Czajkowski aims to ease town tax burden

Two years ago, Matt Czajkowski’s supporters criticized the Chapel Hill Town Council for voting 9-0 on several key issues.

“Where’s the dissent, you know?” Czajkowski said. “If there’s not votes against it, does that mean what they’re approving is perfect?”

Two years later, the votes are no longer unanimous.

Czajkowski, one of four candidates running for mayor of Chapel Hill, has a reputation for being the “lone dissenter” on many Town Council decisions, but he said that status should help him, not hurt him, in the upcoming election.

Czajkowski is running against Augustus Cho, fellow Town Council member Mark Kleinschmidt and Kevin Wolff.

Czajkowski cited a 2008 vote in which the board nearly approved a proposal that would have given council members lifetime health care benefits.

As the only opposing vote, he sparked the dialogue that eventually persuaded the other members to change their votes, Czajkowski said.

Gregg Gerdau, a friend of Czajkowski and a member of the Friends of the Downtown board of directors, said that night Czajkowski saved Chapel Hill residents millions of dollars by pulling the proposal off the consent agenda.

“I was very happy to see someone stood up for the taxpayers and pulled it,” Gerdau said.

Czajkowski, a retired investment banker, moved to Chapel Hill 11 years ago from New York.

He said he decided to run for public office in 2007 after learning that his neighbors could no longer afford to live in Chapel Hill due to high property taxes, which he said have almost tripled since 2000.

Czajkowski said he hopes to freeze any increases in town property taxes for two years.

As mayor, Czajkowski said he would work to make Chapel Hill an arts hub by inviting artists to open galleries and encouraging frequent Franklin Street performances.

The registered Independent said if forced to choose a party, he would go Democrat.

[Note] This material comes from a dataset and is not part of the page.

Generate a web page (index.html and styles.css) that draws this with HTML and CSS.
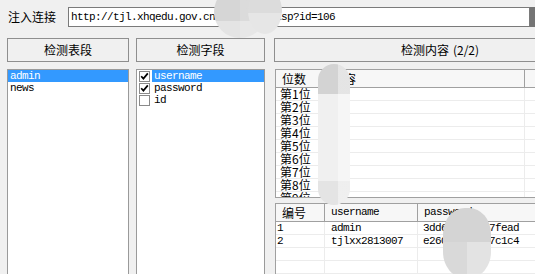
FILE: index.html
```html
<!DOCTYPE html>
<html lang="zh-CN">

<head>
    <meta charset="UTF-8">
    <title>注入检测</title>
    <link rel="stylesheet" href="styles.css">
</head>

<body>
    <div class="app">
        <div class="top-bar">
            <label class="url-label">注入连接</label>
            <div class="url-box mono">http://tjl.xhqedu.gov.cn/shownews.asp?id=106</div>
            <div class="url-drop"></div>
        </div>

        <div class="main">
            <!-- tables -->
            <div class="col col-tables-list">
                <div class="btn">检测表段</div>
                <div class="list mono">
                    <div class="list-row sel">admin</div>
                    <div class="list-row">news</div>
                </div>
            </div>

            <!-- fields -->
            <div class="col col-fields">
                <div class="btn">检测字段</div>
                <div class="list mono">
                    <div class="check-row">
                        <span class="check"><svg viewBox="0 0 9 9" width="9" height="9"><path d="M1.2 4.2 L3.4 6.6 L7.8 1.4" fill="none" stroke="#000" stroke-width="1.7"/></svg></span>
                        <span class="check-label sel">username</span>
                    </div>
                    <div class="check-row">
                        <span class="check"><svg viewBox="0 0 9 9" width="9" height="9"><path d="M1.2 4.2 L3.4 6.6 L7.8 1.4" fill="none" stroke="#000" stroke-width="1.7"/></svg></span>
                        <span class="check-label">password</span>
                    </div>
                    <div class="check-row">
                        <span class="check"></span>
                        <span class="check-label">id</span>
                    </div>
                </div>
            </div>

            <!-- content -->
            <div class="col col-content">
                <div class="btn">检测内容 <span class="count">(2/2)</span></div>

                <div class="grid grid-bits">
                    <div class="grid-head">
                        <div class="cell c-bit">位数</div>
                        <div class="cell c-text">内容</div>
                        <div class="cell c-rest"></div>
                    </div>
                    <div class="grid-row"><div class="cell c-bit">第1位</div><div class="cell c-text"></div><div class="cell c-rest"></div></div>
                    <div class="grid-row"><div class="cell c-bit">第2位</div><div class="cell c-text"></div><div class="cell c-rest"></div></div>
                    <div class="grid-row"><div class="cell c-bit">第3位</div><div class="cell c-text"></div><div class="cell c-rest"></div></div>
                    <div class="grid-row"><div class="cell c-bit">第4位</div><div class="cell c-text"></div><div class="cell c-rest"></div></div>
                    <div class="grid-row"><div class="cell c-bit">第5位</div><div class="cell c-text"></div><div class="cell c-rest"></div></div>
                    <div class="grid-row"><div class="cell c-bit">第6位</div><div class="cell c-text"></div><div class="cell c-rest"></div></div>
                    <div class="grid-row"><div class="cell c-bit">第7位</div><div class="cell c-text"></div><div class="cell c-rest"></div></div>
                    <div class="grid-row"><div class="cell c-bit">第8位</div><div class="cell c-text"></div><div class="cell c-rest"></div></div>
                    <div class="grid-row"><div class="cell c-bit">第9位</div><div class="cell c-text"></div><div class="cell c-rest"></div></div>
                </div>

                <div class="grid grid-data">
                    <div class="grid-head">
                        <div class="cell c-no">编号</div>
                        <div class="cell c-user mono">username</div>
                        <div class="cell c-pass mono">password</div>
                    </div>
                    <div class="grid-row mono"><div class="cell c-no">1</div><div class="cell c-user">admin</div><div class="cell c-pass">3dd6a8e2b917fead</div></div>
                    <div class="grid-row mono"><div class="cell c-no">2</div><div class="cell c-user">tjlxx2813007</div><div class="cell c-pass">e2604d0cf357c1c4</div></div>
                    <div class="grid-row"><div class="cell c-no"></div><div class="cell c-user"></div><div class="cell c-pass"></div></div>
                    <div class="grid-row"><div class="cell c-no"></div><div class="cell c-user"></div><div class="cell c-pass"></div></div>
                </div>
            </div>
        </div>
    </div>

    <!-- mosaic masks over the screenshot -->
    <div class="mask mask-a1"></div>
    <div class="mask mask-a2"></div>
    <div class="mask mask-b"></div>
    <div class="mask mask-c"></div>
</body>

</html>
```

FILE: styles.css
```css
* {
    box-sizing: border-box;
}

body {
    margin: 0;
    width: 535px;
    height: 274px;
    overflow: hidden;
    position: relative;
    background: #f0f0f0;
    color: #000;
    font-family: "Noto Sans CJK SC", "Liberation Sans", sans-serif;
    font-size: 12px;
}

.app {
    width: 535px;
    height: 274px;
    overflow: hidden;
}

.mono {
    font-family: "Liberation Mono", "DejaVu Sans Mono", monospace;
    font-size: 11px;
    letter-spacing: -0.6px;
}

/* url bar */
.top-bar {
    display: flex;
    align-items: center;
    height: 20px;
    margin-top: 7px;
    padding-left: 8px;
}

.url-label {
    width: 60px;
    flex-shrink: 0;
    line-height: 20px;
}

.url-box {
    width: 462px;
    height: 20px;
    flex-shrink: 0;
    border: 1px solid #7a7a7a;
    background: #fff;
    padding-left: 2px;
    line-height: 18px;
    white-space: nowrap;
    overflow: hidden;
}

.url-drop {
    width: 5px;
    height: 20px;
    flex-shrink: 0;
    background: #747474;
}

/* columns */
.main {
    display: flex;
    margin-top: 11px;
    padding-left: 7px;
    height: 236px;
}

.col {
    display: flex;
    flex-direction: column;
    flex-shrink: 0;
}

.col-tables-list {
    width: 122px;
}

.col-fields {
    width: 129px;
    margin-left: 7px;
}

.col-content {
    width: 261px;
    margin-left: 9px;
}

.btn {
    height: 24px;
    flex-shrink: 0;
    width: 332px;
    border: 1px solid #8e8e8e;
    background: #f0f0f0;
    display: flex;
    align-items: center;
    justify-content: center;
    line-height: 14px;
}

.col-tables-list .btn,
.col-fields .btn {
    width: auto;
}

.btn .count {
    margin-left: 4px;
}

.list {
    flex: 1;
    margin-top: 7px;
    background: #fff;
    border: 1px solid #9a9a9a;
    border-bottom: none;
}

.list-row {
    height: 12px;
    line-height: 12px;
    padding-left: 2px;
}

.sel {
    background: #3399ff;
    color: #fff;
}

.check-row {
    display: flex;
    align-items: center;
    height: 12px;
    padding-left: 2px;
}

.check {
    width: 11px;
    height: 11px;
    flex-shrink: 0;
    border: 1px solid #8a8a8a;
    background: #fff;
    margin-right: 2px;
    display: flex;
    align-items: center;
    justify-content: center;
}

.check svg {
    display: block;
}

.check-label {
    flex: 1;
    height: 12px;
    line-height: 12px;
    padding-left: 2px;
}

/* result grids */
.grid {
    margin-left: 1px;
    width: 330px;
    background: #fff;
    border: 1px solid #a0a0a0;
    border-right: none;
    overflow: hidden;
}

.grid-bits {
    margin-top: 7px;
    height: 129px;
    flex-shrink: 0;
}

.grid-data {
    margin-top: 5px;
    flex: 1;
    border-bottom: none;
}

.grid-head {
    display: flex;
    height: 18px;
    background: #f7f7f7;
    border-bottom: 1px solid #a0a0a0;
}

.grid-head .cell {
    border-right: 1px solid #a0a0a0;
    padding-left: 6px;
    line-height: 17px;
}

.grid-row {
    display: flex;
    height: 13px;
    border-bottom: 1px solid #ececec;
}

.grid-row .cell {
    border-right: 1px solid #ececec;
    line-height: 12px;
    white-space: nowrap;
}

.cell {
    flex-shrink: 0;
}

.c-bit {
    width: 50px;
}

.grid-row .c-bit {
    padding-left: 4px;
}

.c-text {
    width: 199px;
}

.grid-head .c-text {
    margin-right: 1px;
}

.c-rest {
    width: 80px;
}

.c-no {
    width: 49px;
}

.grid-row .c-no {
    padding-left: 1px;
}

.c-user {
    width: 93px;
    padding-left: 6px;
}

.c-pass {
    width: 120px;
    padding-left: 5px;
}

/* masks */
.mask {
    position: absolute;
}

.mask-a1 {
    left: 214px;
    top: -14px;
    width: 52px;
    height: 52px;
    border-radius: 50%;
    background: linear-gradient(to right, transparent 50%, rgba(255, 255, 255, 0.12) 50%),
        linear-gradient(to bottom, #d6d6d6 0 68%, #e4e4e4 68%);
}

.mask-a2 {
    left: 248px;
    top: -12px;
    width: 34px;
    height: 46px;
    border-radius: 50%;
    background: linear-gradient(to bottom, #dcdcdc 0 55%, #e6e6e6 55%);
}

.mask-b {
    left: 318px;
    top: 64px;
    width: 32px;
    height: 141px;
    border-radius: 16px;
    background: linear-gradient(to right, transparent 62%, rgba(255, 255, 255, 0.4) 62%),
        linear-gradient(to bottom, #d3d3d3 0 21%, #f0f0f0 21% 83%, #e4e4e4 83%);
}

.mask-c {
    left: 443px;
    top: 208px;
    width: 48px;
    height: 70px;
    border-radius: 22px / 26px;
    background: linear-gradient(to bottom, #d4d4d4 0 48%, transparent 48%),
        linear-gradient(to right, #d9d9d9 50%, #e3e3e3 50%);
}
```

But he has never been able to bring himself to register that way.

“I just don’t believe either party has a monopoly on good ideas,” he said.

With two Republicans running for mayor and multiple businessmen running for Town Council, he said his election might have caused a change in the dynamics of town government.

“I think people have actually seen that I didn’t turn out to be the Neanderthal some people tried to paint me as,” he said.